>> Start Recorded data
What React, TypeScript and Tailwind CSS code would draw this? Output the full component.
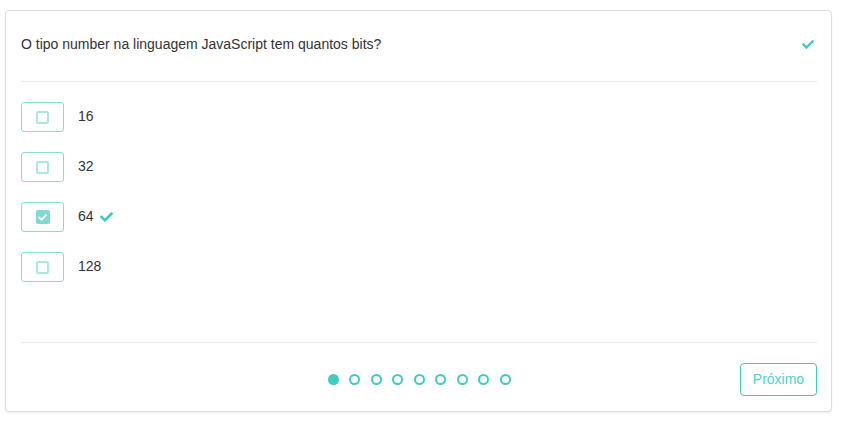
import React from "react";

const options = [
  { label: "16", checked: false },
  { label: "32", checked: false },
  { label: "64", checked: true },
  { label: "128", checked: false },
];

function Check({ className }: { className?: string }) {
  return (
    <svg viewBox="0 64 512 384" className={className} fill="currentColor">
      <path d="M173.898 439.404l-166.4-166.4c-9.997-9.997-9.997-26.206 0-36.204l36.203-36.204c9.997-9.998 26.207-9.998 36.204 0L192 312.69 432.095 72.596c9.997-9.997 26.207-9.997 36.204 0l36.203 36.204c9.997 9.997 9.997 26.206 0 36.204l-294.4 294.401c-9.998 9.997-26.207 9.997-36.204-.001z" />
    </svg>
  );
}

export default function App() {
  return (
    <div
      className="w-[842px] h-[423px] bg-white pt-[10px] pl-[5px]"
      style={{ fontFamily: '"Liberation Sans", Arial, sans-serif' }}
    >
      <div className="w-[827px] h-[402px] border border-[#dcdcdc] rounded-[4px] bg-white shadow-[0_1px_2px_rgba(0,0,0,0.08)] pl-[15px] pr-[14px] flex flex-col">
        {/* header */}
        <div className="flex items-center justify-between pt-[23px] pb-[27px] border-b border-[#ebebeb]">
          <p className="text-[14px] leading-[20px] text-[#333]">
            O tipo number na linguagem JavaScript tem quantos bits?
          </p>
          <Check className="w-[12px] h-[9px] text-[#3fcbbd] mr-[3px]" />
        </div>

        {/* options */}
        <div className="flex flex-col gap-[20px] pt-[20px] pb-[60px] border-b border-[#ebebeb]">
          {options.map((o) => (
            <div key={o.label} className="flex items-center h-[30px]">
              <div className="w-[43px] h-[30px] border border-[#86ddd4] rounded-[3px] flex items-center justify-center">
                {o.checked ? (
                  <div className="w-[14px] h-[14px] rounded-[2px] bg-[#7fdbd1] flex items-center justify-center">
                    <Check className="w-[9px] h-[7px] text-white" />
                  </div>
                ) : (
                  <div className="w-[13px] h-[13px] rounded-[2px] border-2 border-[#a8e8e1]" />
                )}
              </div>
              <span className="ml-[14px] -mt-[2px] text-[14px] leading-[20px] text-[#333]">{o.label}</span>
              {o.checked && <Check className="ml-[6px] -mt-[1px] w-[13px] h-[10px] text-[#3fcbbd]" />}
            </div>
          ))}
        </div>

        {/* footer */}
        <div className="grid grid-cols-[1fr_auto_1fr] items-center pt-[20px]">
          <div />
          <div className="flex items-center gap-[10.5px]">
            {Array.from({ length: 9 }).map((_, i) =>
              i === 0 ? (
                <span key={i} className="w-[11px] h-[11px] rounded-full bg-[#3fcbbd]" />
              ) : (
                <span key={i} className="w-[11px] h-[11px] rounded-full border-2 border-[#3fcbbd]" />
              )
            )}
          </div>
          <div className="flex justify-end">
            <button className="w-[77px] h-[33px] border border-[#3fcbbd] rounded-[4px] text-[14px] text-[#4fd1c5]">
              Próximo
            </button>
          </div>
        </div>
      </div>
    </div>
  );
}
>> End Recorded data
Quote the data above in full, leaving out the pictures it holds.

▸ **Written answer**
What React, TypeScript and Tailwind CSS code would draw this? Output the full component.
import React from "react";

const options = [
  { label: "16", checked: false },
  { label: "32", checked: false },
  { label: "64", checked: true },
  { label: "128", checked: false },
];

function Check({ className }: { className?: string }) {
  return (
    <svg viewBox="0 64 512 384" className={className} fill="currentColor">
      <path d="M173.898 439.404l-166.4-166.4c-9.997-9.997-9.997-26.206 0-36.204l36.203-36.204c9.997-9.998 26.207-9.998 36.204 0L192 312.69 432.095 72.596c9.997-9.997 26.207-9.997 36.204 0l36.203 36.204c9.997 9.997 9.997 26.206 0 36.204l-294.4 294.401c-9.998 9.997-26.207 9.997-36.204-.001z" />
    </svg>
  );
}

export default function App() {
  return (
    <div
      className="w-[842px] h-[423px] bg-white pt-[10px] pl-[5px]"
      style={{ fontFamily: '"Liberation Sans", Arial, sans-serif' }}
    >
      <div className="w-[827px] h-[402px] border border-[#dcdcdc] rounded-[4px] bg-white shadow-[0_1px_2px_rgba(0,0,0,0.08)] pl-[15px] pr-[14px] flex flex-col">
        {/* header */}
        <div className="flex items-center justify-between pt-[23px] pb-[27px] border-b border-[#ebebeb]">
          <p className="text-[14px] leading-[20px] text-[#333]">
            O tipo number na linguagem JavaScript tem quantos bits?
          </p>
          <Check className="w-[12px] h-[9px] text-[#3fcbbd] mr-[3px]" />
        </div>

        {/* options */}
        <div className="flex flex-col gap-[20px] pt-[20px] pb-[60px] border-b border-[#ebebeb]">
          {options.map((o) => (
            <div key={o.label} className="flex items-center h-[30px]">
              <div className="w-[43px] h-[30px] border border-[#86ddd4] rounded-[3px] flex items-center justify-center">
                {o.checked ? (
                  <div className="w-[14px] h-[14px] rounded-[2px] bg-[#7fdbd1] flex items-center justify-center">
                    <Check className="w-[9px] h-[7px] text-white" />
                  </div>
                ) : (
                  <div className="w-[13px] h-[13px] rounded-[2px] border-2 border-[#a8e8e1]" />
                )}
              </div>
              <span className="ml-[14px] -mt-[2px] text-[14px] leading-[20px] text-[#333]">{o.label}</span>
              {o.checked && <Check className="ml-[6px] -mt-[1px] w-[13px] h-[10px] text-[#3fcbbd]" />}
            </div>
          ))}
        </div>

        {/* footer */}
        <div className="grid grid-cols-[1fr_auto_1fr] items-center pt-[20px]">
          <div />
          <div className="flex items-center gap-[10.5px]">
            {Array.from({ length: 9 }).map((_, i) =>
              i === 0 ? (
                <span key={i} className="w-[11px] h-[11px] rounded-full bg-[#3fcbbd]" />
              ) : (
                <span key={i} className="w-[11px] h-[11px] rounded-full border-2 border-[#3fcbbd]" />
              )
            )}
          </div>
          <div className="flex justify-end">
            <button className="w-[77px] h-[33px] border border-[#3fcbbd] rounded-[4px] text-[14px] text-[#4fd1c5]">
              Próximo
            </button>
          </div>
        </div>
      </div>
    </div>
  );
}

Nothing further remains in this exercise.